Robert Harris - Enigma, 5/5
Robert Harris is one of my favourite authors; I have read quite a few of his books now and they are really well written and I was easily sucked into this! This follows Jericho, who helps to break the German's coded messages during WW2, and ends up being sucked into a thick plot through a girl he is seeing. This is really capitvating and while I don't know enough about the Enigma codes to say how historically accurate it is, Harris usually does his research, and while the love story plot is most certainly not true, I'd say the rest of the details (like about the machines and how they were decoded, and the layout of the huts) is probably true. But definitely worth reading, this is a very thrilling read and not knowing much about the subject didn't cause me any problems - just as good as all his others!
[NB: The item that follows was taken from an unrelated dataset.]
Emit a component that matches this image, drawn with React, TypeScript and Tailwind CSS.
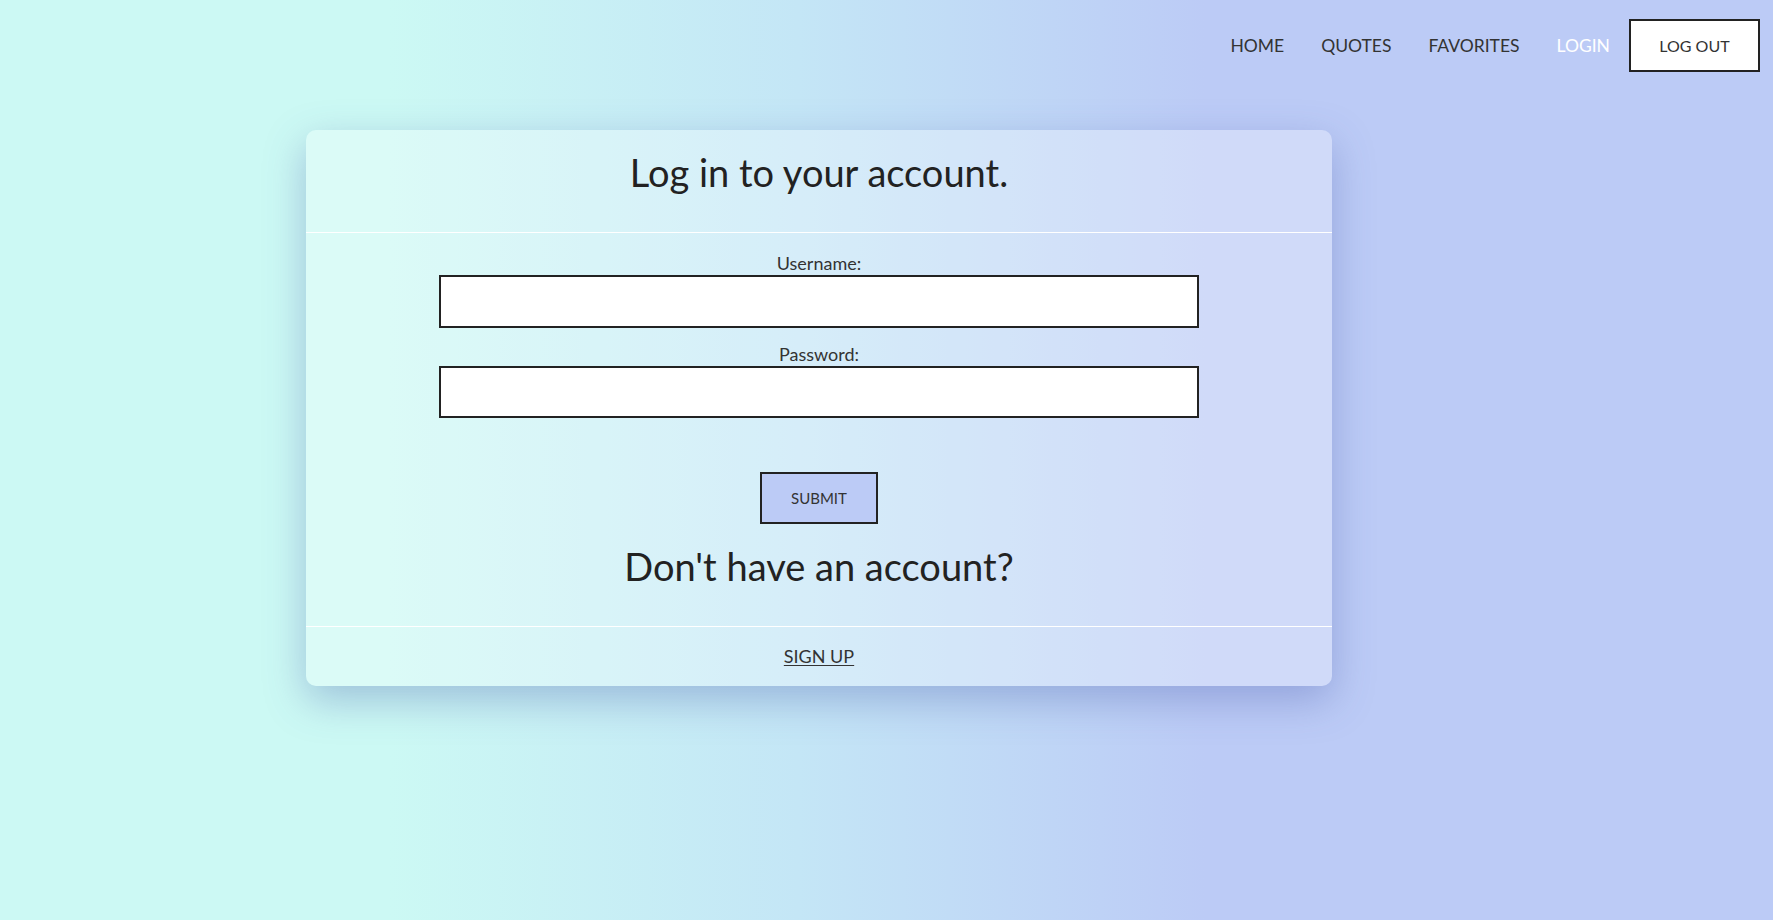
import { useState } from "react";

const NAV_LINKS = [
  { name: "HOME", active: false },
  { name: "QUOTES", active: false },
  { name: "FAVORITES", active: false },
  { name: "LOGIN", active: true },
];

export default function App() {
  const [username, setUsername] = useState("");
  const [password, setPassword] = useState("");

  return (
    <div className="min-h-[920px] w-full bg-[linear-gradient(to_right,#ccf9f4_22%,#c4e6f6_45%,#bccbf6_68%)] font-['Lato',sans-serif] text-[#222]">
      <nav className="flex items-center justify-end pt-[19px] pr-[13px]">
        <ul className="flex items-center gap-[37px]">
          {NAV_LINKS.map((link) => (
            <li key={link.name}>
              <a
                href="#"
                className={`text-[17.5px] leading-6 ${link.active ? "text-white" : "text-[#333]"}`}
              >
                {link.name}
              </a>
            </li>
          ))}
        </ul>
        <button className="ml-[19px] h-[53px] w-[131px] border-2 border-[#222] bg-white text-[16px] text-[#333]">
          LOG OUT
        </button>
      </nav>

      <div className="ml-[306px] mt-[58px] w-[1026px] rounded-[10px] bg-white/30 shadow-[0_14px_40px_rgba(70,90,170,0.35)]">
        <div className="h-[103px] border-b border-white pt-[20px] text-center">
          <h2 className="text-[38px] leading-[44px] text-[#222]">Log in to your account.</h2>
        </div>

        <form
          className="flex flex-col items-center pt-[18px] pb-[38px]"
          onSubmit={(e) => e.preventDefault()}
        >
          <label htmlFor="username" className="text-[18px] leading-6 text-[#333]">
            Username:
          </label>
          <input
            id="username"
            value={username}
            onChange={(e) => setUsername(e.target.value)}
            className="h-[53px] w-[760px] border-2 border-[#222] bg-white px-3 outline-none"
          />
          <label htmlFor="password" className="mt-[14px] text-[18px] leading-6 text-[#333]">
            Password:
          </label>
          <input
            id="password"
            type="password"
            value={password}
            onChange={(e) => setPassword(e.target.value)}
            className="h-[52px] w-[760px] border-2 border-[#222] bg-white px-3 outline-none"
          />
          <button
            type="submit"
            className="mt-[54px] h-[52px] w-[118px] border-2 border-[#222] bg-[#bccbf6] text-[15px] text-[#333]"
          >
            SUBMIT
          </button>
          <h2 className="mt-[20px] text-[38px] leading-[44px] text-[#222]">Don't have an account?</h2>
        </form>

        <div className="flex h-[60px] items-center justify-center border-t border-white">
          <a href="#" className="text-[18px] text-[#333] underline underline-offset-2">
            SIGN UP
          </a>
        </div>
      </div>
    </div>
  );
}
Ian McEwan - Atonement, 4/5
A young girl, Briony, sees her older sister, Cecila, and a man, Robbie, who is a family friend, together and makes an awful assumption about him, and because of this their lives are all changed forever. I mooched this after seeing the film. I'd say it's pretty close - they didn't really change very much (the ending is slightly different, but essentially the same). This is a very sad, romantic story, but if you didn't like the film you probably wouldn't like the book either. It's quite graphic in places (both sexual and violent) which may put some people off. Not a favourite, but it was a good, light read, and while I've not read any of Ian McEwan's book before he did seem to be a very good writer and have a good knowledge of how people think/feel, and quite perceptive, eg when Briony says she doesn't really keep a proper diary, she just likes flicking through it and seeing/feeling the pages covered in her writing - I do this too XD

L. M. Montgomery - Anne of Avonlea, 4/5
This follows Anne between 16 and 18 and her life as a teacher in the local school, following on from the first book. It's quite true to the first, with Anne getting herself into predicaments and helping others, and I felt it was just as good as the first. The very last page *almost* ruined the book for me, but not quite, so I will ignore that XD There are lots of romantic moments, and while parts are quite predictable, I enjoyed it all the same, and will most definitely read the next in the series, just to find out what happens next. You really do fall in love with the characters and want to hear all about them. I did find it strange that Anne was a head of the school at just 16, though, as to me that seems awfully young to be teaching - things were very different back then!